当将文本转化为序列码时，文本中出现了超出词汇表的内容，就以oov_token替代。

In [None]:
tokenizer.texts_to_sequences(['you love your dog'])

#### 截断与补齐

截断与补齐的作用是让文本具有相同的长度，便于作为神经网络的输入

In [None]:
from tensorflow.keras.preprocessing.sequence import pad_sequences

sequences_padded = pad_sequences(sequences, maxlen=5, padding='post', truncating='post')
print(sequences_padded)

## one-hot码

In [None]:
one_hot = tokenizer.texts_to_matrix(sentences, mode='binary')
print(one_hot)

In [None]:
# 在one-hot码中，会丢失文本中词汇的次序

tokenizer.texts_to_matrix(["love my dog i"], mode='binary')

## 样例：影评信息的正负面判断

#### 加载影评序列码数据

In [None]:
import numpy as np
from tensorflow import keras
imdb = keras.datasets.imdb

(train_sequences, train_labels), (test_sequences, test_labels) = imdb.load_data()

In [None]:
print("训练集数据量: ", len(train_sequences))
print("验证集数据量: ", len(test_sequences))
print("训练集第一条数据: ", train_sequences[0])
print("训练集第一条数据的标记: ", train_labels[0])

#### 将序列码转回文本

In [None]:
# imdb的词汇表
word_index = imdb.get_word_index()

word_index = {k:(v+3) for k,v in word_index.items()}
#word_index["<PAD>"] = 0
#word_index["<START>"] = 1
#word_index["<UNK>"] = 2  # unknown
#word_index["<UNUSED>"] = 3

reverse_word_index = dict([(value, key) for (key, value) in word_index.items()])

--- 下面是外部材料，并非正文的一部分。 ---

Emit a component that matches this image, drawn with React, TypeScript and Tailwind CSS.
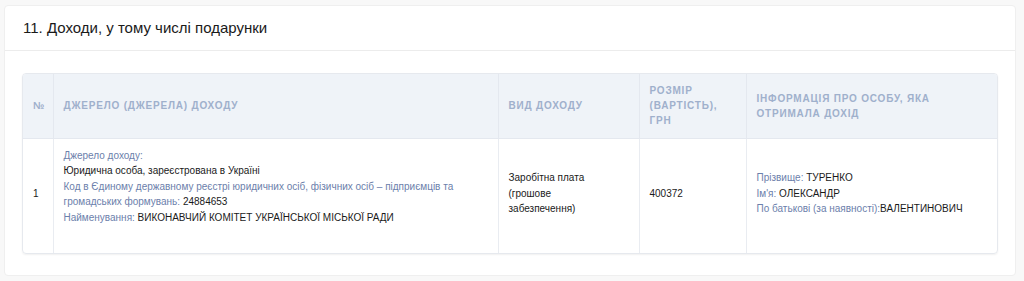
export default function App() {
  const th = "border-r border-[#e4e8ef] px-[10px] text-left align-middle text-[10px] font-bold uppercase leading-[15px] tracking-[0.8px] text-[#9fb0cc]";
  const td = "border-r border-[#e9ecf1] px-[10px] pb-[5px] align-middle text-[10px] leading-[15.5px] text-[#1a1a1a]";
  const lbl = "text-[#6c80ab]";
  return (
    <div className="min-h-[281px] w-[1024px] bg-[#f8f8f8] px-[4px] pt-[5px] font-['Liberation_Sans',Arial,sans-serif]">
      <div className="w-[1012px] rounded-[4px] border border-[#efefef] bg-white">
        <div className="flex h-[45px] items-center border-b border-[#ececec] px-[18px]">
          <h2 className="text-[15px] font-normal text-[#1a1a1a]">11. Доходи, у тому числі подарунки</h2>
        </div>
        <div className="px-[17px] pb-[21px] pt-[22px]">
          <div className="overflow-hidden rounded-[4px] border border-[#e6e9ee] shadow-[0_1px_2px_rgba(0,0,0,0.06)]">
            <table className="w-full table-fixed border-collapse">
              <colgroup>
                <col className="w-[30px]" />
                <col className="w-[445px]" />
                <col className="w-[141px]" />
                <col className="w-[107px]" />
                <col />
              </colgroup>
              <thead>
                <tr className="h-[64px] border-b border-[#e4e8ef] bg-[#eff3f8]">
                  <th className={th + " px-[8px] tracking-normal"}>№</th>
                  <th className={th}>Джерело (джерела) доходу</th>
                  <th className={th}>Вид доходу</th>
                  <th className={th}>Розмір (вартість), грн</th>
                  <th className={th + " border-r-0"}>Інформація про особу, яка отримала дохід</th>
                </tr>
              </thead>
              <tbody>
                <tr>
                  <td className={td + " px-[8px]"}>1</td>
                  <td className={td + " pb-[28px] pt-[9px]"}>
                    <div className={lbl}>Джерело доходу:</div>
                    <div>Юридична особа, зареєстрована в Україні</div>
                    <div>
                      <span className={lbl}>Код в Єдиному державному реєстрі юридичних осіб, фізичних осіб – підприємців та громадських формувань: </span>
                      24884653
                    </div>
                    <div>
                      <span className={lbl}>Найменування: </span>
                      ВИКОНАВЧИЙ КОМІТЕТ УКРАЇНСЬКОЇ МІСЬКОЇ РАДИ
                    </div>
                  </td>
                  <td className={td + " pr-[40px]"}>Заробітна плата (грошове забезпечення)</td>
                  <td className={td}>400372</td>
                  <td className={td + " border-r-0"}>
                    <div>
                      <span className={lbl}>Прізвище: </span>ТУРЕНКО
                    </div>
                    <div>
                      <span className={lbl}>Ім'я: </span>ОЛЕКСАНДР
                    </div>
                    <div>
                      <span className={lbl}>По батькові (за наявності):</span>ВАЛЕНТИНОВИЧ
                    </div>
                  </td>
                </tr>
              </tbody>
            </table>
          </div>
        </div>
      </div>
    </div>
  );
}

def decode_review(sequences):
    ret = []
    for seq in sequences:
        ret.append(' '.join([reverse_word_index.get(i,'') for i in seq]).strip())
    return ret

train_text = np.array(decode_review(train_sequences))
test_text = np.array(decode_review(test_sequences))

In [None]:
print(train_text[0])

#### 任务

构建与训练一个神经网络，用于判断影评是正面的（表扬）还是负面的（批评）。